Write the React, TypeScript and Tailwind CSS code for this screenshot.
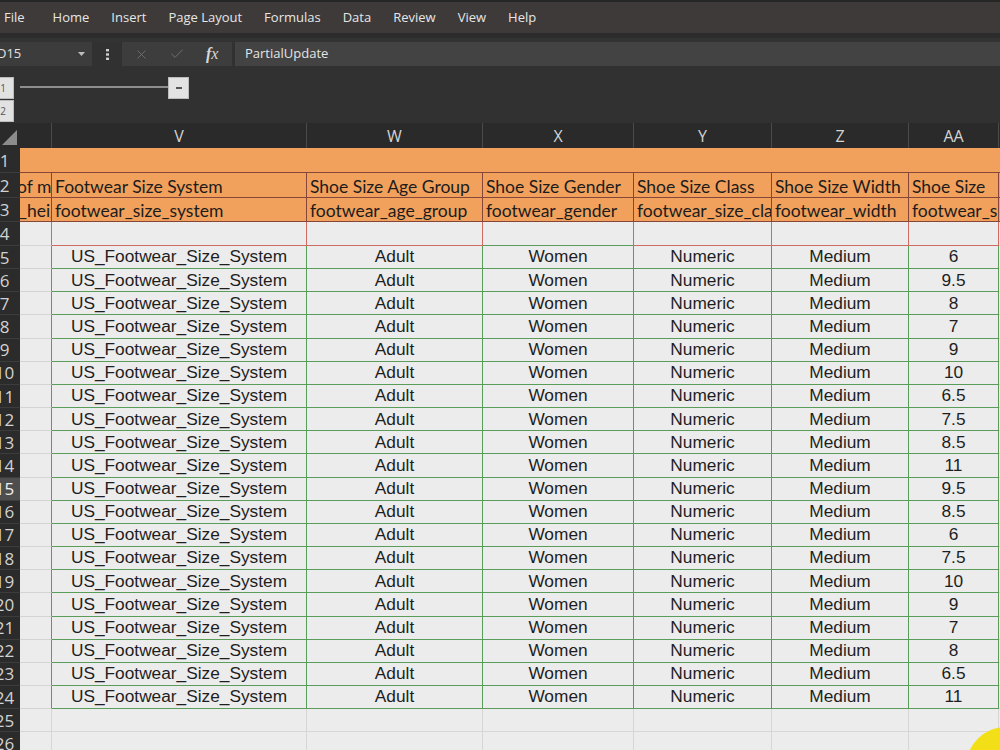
import { Check, X } from "lucide-react";

const menu = ["Home", "Insert", "Page Layout", "Formulas", "Data", "Review", "View", "Help"];

// visible columns, U is scrolled half out of view, AB only shows a sliver
const cols = [
  { letter: "", w: "w-[32px]" },
  { letter: "V", w: "w-[255px]" },
  { letter: "W", w: "w-[176px]" },
  { letter: "X", w: "w-[151px]" },
  { letter: "Y", w: "w-[138px]" },
  { letter: "Z", w: "w-[137px]" },
  { letter: "AA", w: "w-[90px]" },
  { letter: "", w: "w-[60px]" },
];

const titles = ["Footwear Size System", "Shoe Size Age Group", "Shoe Size Gender", "Shoe Size Class", "Shoe Size Width", "Shoe Size", ""];
const keys = ["footwear_size_system", "footwear_age_group", "footwear_gender", "footwear_size_class", "footwear_width", "footwear_size", ""];

const sizes = ["6", "9.5", "8", "7", "9", "10", "6.5", "7.5", "8.5", "11", "9.5", "8.5", "6", "7.5", "10", "9", "7", "8", "6.5", "11"];

const uiFont = "font-['Open_Sans','Noto_Sans',sans-serif]";
const headFont = "font-['Lato','Open_Sans',sans-serif]";
const dataFont = "font-['Liberation_Sans',Arial,sans-serif]";

function RowHead({ n, h, active }: { n: number; h: string; active?: boolean }) {
  return (
    <div
      className={`${h} w-[20px] shrink-0 overflow-hidden border-b border-[#3c3c3c] ${
        active ? "bg-[#4e4e4e] text-[#f0f0f0]" : "bg-[#2b2b2b] text-[#d2d2d2]"
      }`}
    >
      <div className={`${uiFont} -ml-[16px] flex h-full w-[41px] items-center justify-center text-[17px] leading-none`}>
        {n}
      </div>
    </div>
  );
}

export default function App() {
  return (
    <div className="relative h-[750px] w-[1000px] overflow-hidden bg-[#313131] select-none">
      {/* Ribbon tabs */}
      <div className="h-[2px] bg-[#262626]" />
      <div className={`${uiFont} flex h-[31px] items-center gap-[22px] bg-[#3d3a39] pl-[4px] text-[13px] text-[#e6e6e6]`}>
        <span className="mr-[6px]">File</span>
        {menu.map((m) => (
          <span key={m}>{m}</span>
        ))}
      </div>
      <div className="h-[5px] bg-[#2c2c2c]" />
      <div className="h-[4px] bg-[#333333]" />

      {/* Formula bar */}
      <div className={`${uiFont} flex h-[24px] items-stretch text-[13px]`}>
        <div className="flex w-[92px] items-center justify-between bg-[#3c3c3c] pr-[7px] text-[#e2e2e2]">
          <span className="-ml-[3px]">D15</span>
          <svg width="7" height="4" viewBox="0 0 7 4">
            <polygon points="0,0 7,0 3.5,4" fill="#bdbdbd" />
          </svg>
        </div>
        <div className="flex w-[30px] items-center justify-center">
          <svg width="3" height="11" viewBox="0 0 3 11">
            <rect x="0" y="0" width="3" height="2.4" fill="#cfcfcf" />
            <rect x="0" y="4.3" width="3" height="2.4" fill="#cfcfcf" />
            <rect x="0" y="8.6" width="3" height="2.4" fill="#cfcfcf" />
          </svg>
        </div>
        <div className="flex w-[110px] items-center bg-[#3d3d3d]">
          <X size={15} strokeWidth={1.4} className="ml-[12px] text-[#727272]" />
          <Check size={16} strokeWidth={1.4} className="ml-[20px] text-[#727272]" />
          <span className="ml-[21px] font-['Liberation_Serif',serif] text-[16px] italic text-[#d8d8d8]">
            <span className="font-bold">f</span>x
          </span>
        </div>
        <div className="w-[3px] bg-[#313131]" />
        <div className="flex flex-1 items-center bg-[#434343] pl-[10px] text-[#e4e4e4]">PartialUpdate</div>
      </div>

      {/* Outline grouping */}
      <div className="relative h-[57px]">
        <div className="absolute -left-[8px] top-[11px] flex flex-col gap-[1px]">
          {[1, 2].map((n) => (
            <div
              key={n}
              className={`${uiFont} flex h-[22px] w-[22px] items-center justify-center border border-[#bcbcbc] bg-[#e2e2e2] text-[10px] text-[#555]`}
            >
              {n}
            </div>
          ))}
        </div>
        <div className="absolute left-[20px] top-[20px] h-[2px] w-[148px] bg-[#8e8e8e]" />
        <div className="absolute left-[168px] top-[11px] flex h-[22px] w-[21px] items-center justify-center border border-[#bcbcbc] bg-[#e2e2e2]">
          <div className="h-[1.5px] w-[6px] bg-[#555]" />
        </div>
      </div>

      {/* Column headers */}
      <div className="flex h-[25px] bg-[#2a2a2a]">
        <div className="relative w-[20px] shrink-0">
          <svg className="absolute bottom-[3px] right-[3px]" width="15" height="15" viewBox="0 0 15 15">
            <polygon points="15,0 15,15 0,15" fill="#8c8c8c" />
          </svg>
        </div>
        {cols.map((c, i) => (
          <div
            key={i}
            className={`${c.w} ${uiFont} flex shrink-0 items-center justify-center border-r border-[#4a4a4a] text-[16px] text-[#d4d4d4]`}
          >
            {c.letter}
          </div>
        ))}
      </div>

      {/* Row 1 */}
      <div className="flex">
        <RowHead n={1} h="h-[25px]" />
        <div className="h-[25px] flex-1 border-b border-[#86473a] bg-[#f1a15c]" />
      </div>

      {/* Rows 2 and 3 */}
      {[titles, keys].map((row, r) => (
        <div key={r} className="flex">
          <RowHead n={r + 2} h={r === 0 ? "h-[25px]" : "h-[24px]"} />
          <div
            className={`${r === 0 ? "h-[25px]" : "h-[24px]"} ${headFont} flex w-[32px] shrink-0 items-end overflow-hidden whitespace-nowrap border-b border-r border-[#86473a] bg-[#f1a15c] pb-[2px] text-[17.5px] leading-none text-[#1c1c1c]`}
          >
            <span className={r === 0 ? "-ml-[3px]" : "-ml-[1px]"}>{r === 0 ? "of model" : "_height"}</span>
          </div>
          {row.map((t, i) => (
            <div
              key={i}
              className={`${cols[i + 1].w} ${r === 0 ? "h-[25px]" : "h-[24px]"} ${headFont} flex shrink-0 items-end overflow-hidden whitespace-nowrap border-b border-r border-[#86473a] bg-[#f1a15c] pb-[2px] pl-[3px] text-[17.5px] leading-none text-[#1c1c1c]`}
            >
              {t}
            </div>
          ))}
        </div>
      ))}

      {/* Row 4: empty, red borders */}
      <div className="flex">
        <RowHead n={4} h="h-[24px]" />
        <div className="h-[24px] w-[32px] shrink-0 border-b border-r border-b-[#d4d4d4] border-r-[#cf6a63] bg-[#ececec]" />
        {cols.slice(1, 7).map((c, i) => (
          <div
            key={i}
            className={`${c.w} h-[24px] shrink-0 border-b border-r border-r-[#cf6a63] bg-[#ececec] ${
              i === 2 ? "border-b-[#5a9c5a]" : "border-b-[#cf6a63]"
            }`}
          />
        ))}
        <div className="h-[24px] w-[60px] shrink-0 border-b border-[#d4d4d4] bg-[#ececec]" />
      </div>

      {/* Data rows */}
      {sizes.map((s, i) => {
        const n = i + 5;
        const vals = ["US_Footwear_Size_System", "Adult", "Women", "Numeric", "Medium", s];
        return (
          <div key={n} className="flex">
            <RowHead n={n} h="h-[23.16px]" active={n === 15} />
            <div className="h-[23.16px] w-[32px] shrink-0 border-b border-r border-b-[#d4d4d4] border-r-[#5a9c5a] bg-[#ececec]" />
            {vals.map((v, j) => (
              <div
                key={j}
                className={`${cols[j + 1].w} ${dataFont} flex h-[23.16px] shrink-0 items-center justify-center border-b border-r border-[#5a9c5a] bg-[#ececec] text-[17.3px] leading-none text-[#1e1e1e]`}
              >
                {v}
              </div>
            ))}
            <div className="h-[23.16px] w-[60px] shrink-0 border-b border-[#d4d4d4] bg-[#ececec]" />
          </div>
        );
      })}

      {/* Empty rows below */}
      {[25, 26].map((n) => (
        <div key={n} className="flex">
          <RowHead n={n} h="h-[23.16px]" />
          {cols.map((c, i) => (
            <div key={i} className={`${c.w} h-[23.16px] shrink-0 border-b border-r border-[#d6d6d6] bg-[#ececec]`} />
          ))}
        </div>
      ))}

      {/* pointer highlight */}
      <div className="absolute left-[966px] top-[727px] h-[80px] w-[80px] rounded-full bg-[#f3df17]" />
    </div>
  );
}
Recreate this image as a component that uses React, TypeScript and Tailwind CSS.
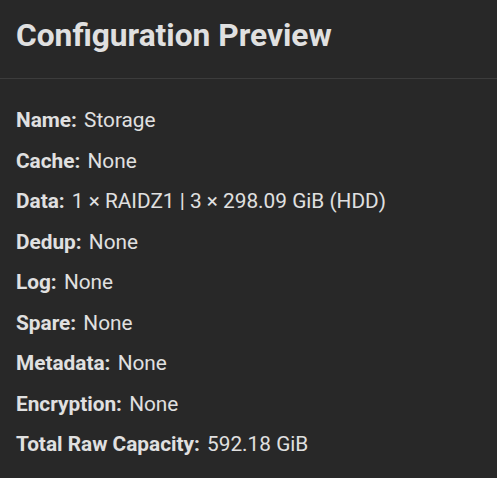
const rows: [string, string][] = [
  ["Name:", "Storage"],
  ["Cache:", "None"],
  ["Data:", "1 × RAIDZ1 | 3 × 298.09 GiB (HDD)"],
  ["Dedup:", "None"],
  ["Log:", "None"],
  ["Spare:", "None"],
  ["Metadata:", "None"],
  ["Encryption:", "None"],
  ["Total Raw Capacity:", "592.18 GiB"],
];

export default function App() {
  return (
    <div className="w-[497px] h-[478px] bg-[#282828] text-[#e0e0e0] font-['Roboto',sans-serif] overflow-hidden">
      <div className="px-4 pt-4 pb-[22px] border-b border-[#3c3c3c]">
        <h2 className="text-[31.7px] leading-[40px] font-bold">Configuration Preview</h2>
      </div>
      <div className="px-4 pt-[29px] flex flex-col gap-[16.5px]">
        {rows.map(([k, v]) => (
          <div key={k} className="text-[20.8px] leading-6">
            <span className="font-bold mr-[2px]">{k}</span> {v}
          </div>
        ))}
      </div>
    </div>
  );
}
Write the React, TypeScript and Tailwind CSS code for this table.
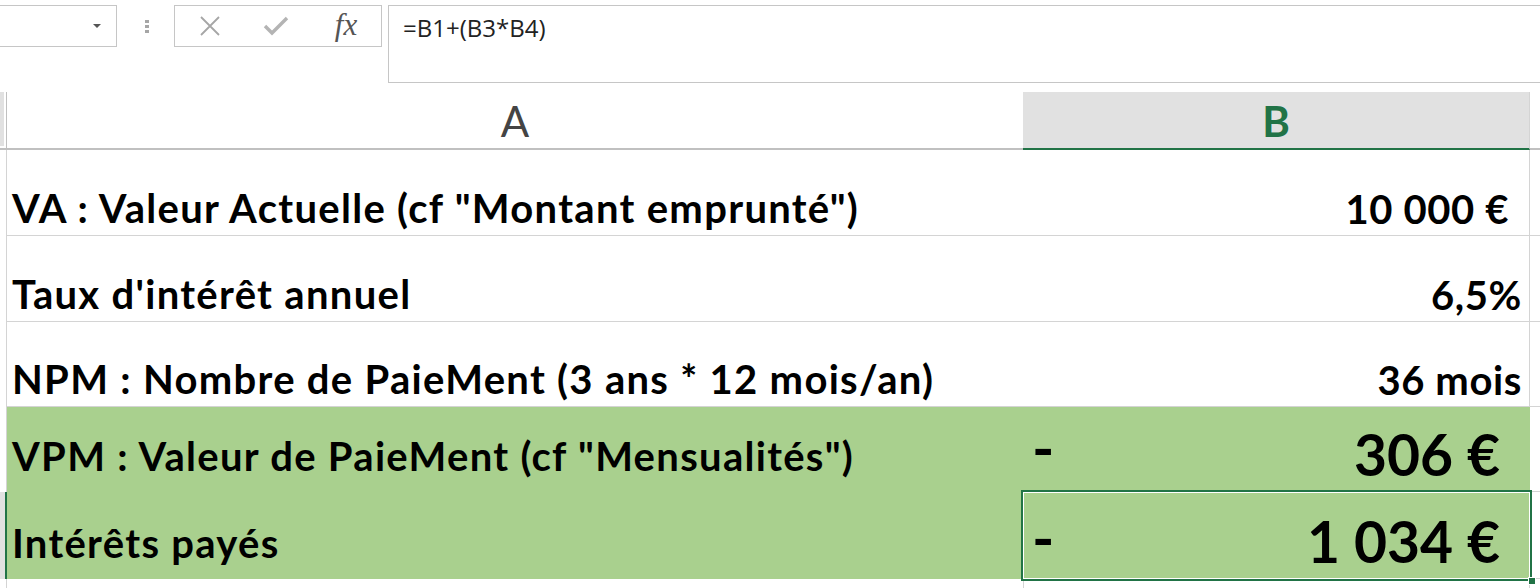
import React from 'react';

const cellFont = { fontFamily: 'Lato, "Open Sans", sans-serif' };

type RowProps = {
  h: string;
  label: string;
  value: string;
  green?: boolean;
  big?: boolean;
  selected?: boolean;
  valuePad: string;
};

function Row({ h, label, value, green, big, selected, valuePad }: RowProps) {
  const fill = green ? 'bg-[#a9d08e]' : 'bg-white';
  return (
    <div className={`flex ${h}`}>
      <div
        className={`w-[7px] shrink-0 border-r border-[#d4d4d4] ${
          selected ? 'bg-[#e1e1e1] border-r-2 border-r-[#217346]' : ''
        }`}
      />
      <div
        className={`w-[1016px] shrink-0 flex items-end pl-[5px] font-bold text-black text-[40px] tracking-[1.3px] leading-none whitespace-nowrap ${fill} ${
          green ? 'pb-[13px]' : 'pb-[4px] border-b border-[#d4d4d4]'
        }`}
        style={cellFont}
      >
        <span className="pb-[3px]">{label}</span>
      </div>
      <div
        className={`relative w-[507px] shrink-0 flex items-end font-bold text-black whitespace-nowrap leading-none ${fill} ${
          green ? '' : 'border-b border-r border-[#d4d4d4]'
        }`}
        style={cellFont}
      >
        {big && (
          <span className={`absolute left-[9px] text-[60px] ${selected ? 'bottom-[12px]' : 'bottom-[15px]'}`}>-</span>
        )}
        <span
          className={`ml-auto ${valuePad} ${
            big ? 'text-[57px] pb-[9px]' : 'text-[40px] tracking-[0.6px] pb-[6px]'
          }`}
        >
          {value}
        </span>
        {selected && (
          <div className="absolute inset-[-2px] border-2 border-[#217346] pointer-events-none">
            <div className="absolute inset-0 border border-white" />
            <div className="absolute right-[-6px] bottom-[-6px] w-[8px] h-[8px] bg-[#217346] border border-white" />
          </div>
        )}
      </div>
      <div className="flex-1 border-b border-[#d4d4d4]" />
    </div>
  );
}

export default function App() {
  return (
    <div className="w-[1540px] h-[588px] bg-white overflow-hidden">
      {/* formula bar */}
      <div className="flex items-start h-[92px] pt-[5px]">
        <div className="w-[117px] h-[42px] border border-l-0 border-[#c6c6c6] flex items-center justify-end pr-[15px]">
          <svg width="8" height="5" viewBox="0 0 8 5">
            <path d="M0 0 L8 0 L4 4 Z" fill="#555" />
          </svg>
        </div>
        <div className="w-[57px] h-[42px] flex flex-col items-center justify-center gap-[2px] pl-[3px]">
          <div className="w-[4px] h-[3px] bg-[#a6a6a6]" />
          <div className="w-[4px] h-[3px] bg-[#a6a6a6]" />
          <div className="w-[4px] h-[3px] bg-[#a6a6a6]" />
        </div>
        <div className="w-[208px] h-[42px] border border-[#c6c6c6] flex items-center">
          <div className="w-[67px] flex justify-center pl-[2px]">
            <svg width="22" height="22" viewBox="0 0 22 22">
              <path d="M2 2 L20 20 M20 2 L2 20" stroke="#a6a6a6" strokeWidth="1.8" fill="none" />
            </svg>
          </div>
          <div className="w-[67px] flex justify-center">
            <svg width="26" height="22" viewBox="0 0 26 22">
              <path d="M2 11 L9 18 L24 3" stroke="#b4b4b4" strokeWidth="3.4" fill="none" />
            </svg>
          </div>
          <div
            className="flex-1 flex justify-center pl-[2px] italic text-[31px] leading-none text-[#555] pb-[3px]"
            style={{ fontFamily: '"Liberation Serif", serif' }}
          >
            fx
          </div>
        </div>
        <div
          className="ml-[6px] flex-1 h-[78px] border border-r-0 border-[#c6c6c6] pl-[14px] pt-[10px] text-[24px] text-[#222] leading-none"
          style={{ fontFamily: '"Open Sans", sans-serif' }}
        >
          =B1+(B3*B4)
        </div>
      </div>

      {/* column headers */}
      <div className="flex h-[58px]">
        <div className="w-[7px] shrink-0 border-r border-b-2 border-[#c0c0c0] flex">
          <div className="w-[4px] h-[54px] bg-[#e1e1e1]" />
        </div>
        <div
          className="w-[1016px] shrink-0 border-b-2 border-[#c0c0c0] flex items-center justify-center text-[42px] text-[#444] leading-none pt-[2px]"
          style={cellFont}
        >
          A
        </div>
        <div
          className="w-[507px] shrink-0 bg-[#e1e1e1] border-b-2 border-[#217346] border-r border-r-[#d4d4d4] flex items-center justify-center text-[42px] font-bold text-[#217346] leading-none pt-[2px]"
          style={cellFont}
        >
          B
        </div>
        <div className="flex-1 border-b-2 border-[#c0c0c0]" />
      </div>

      <Row h="h-[86px]" label={'VA : Valeur Actuelle (cf "Montant emprunté")'} value="10 000 €" valuePad="pr-[20px]" />
      <Row h="h-[86px]" label="Taux d'intérêt annuel" value="6,5%" valuePad="pr-[7px]" />
      <Row h="h-[85px]" label="NPM : Nombre de PaieMent (3 ans * 12 mois/an)" value="36 mois" valuePad="pr-[7px]" />
      <Row h="h-[85px]" label={'VPM : Valeur de PaieMent (cf "Mensualités")'} value="306 €" valuePad="pr-[30px]" green big />
      <Row h="h-[87px]" label="Intérêts payés" value="1 034 €" valuePad="pr-[30px]" green big selected />

      <div className="flex h-[20px]">
        <div className="w-[7px] shrink-0 border-r border-[#d4d4d4]" />
        <div className="w-[1016px] shrink-0" />
        <div className="w-[507px] shrink-0 border-l border-r border-[#d4d4d4]" />
      </div>
    </div>
  );
}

* * * *

Look through the entries above; copy every line holding the string "TypeScript".

Write the React, TypeScript and Tailwind CSS code for this screenshot.
Recreate this image as a component that uses React, TypeScript and Tailwind CSS.
Write the React, TypeScript and Tailwind CSS code for this table.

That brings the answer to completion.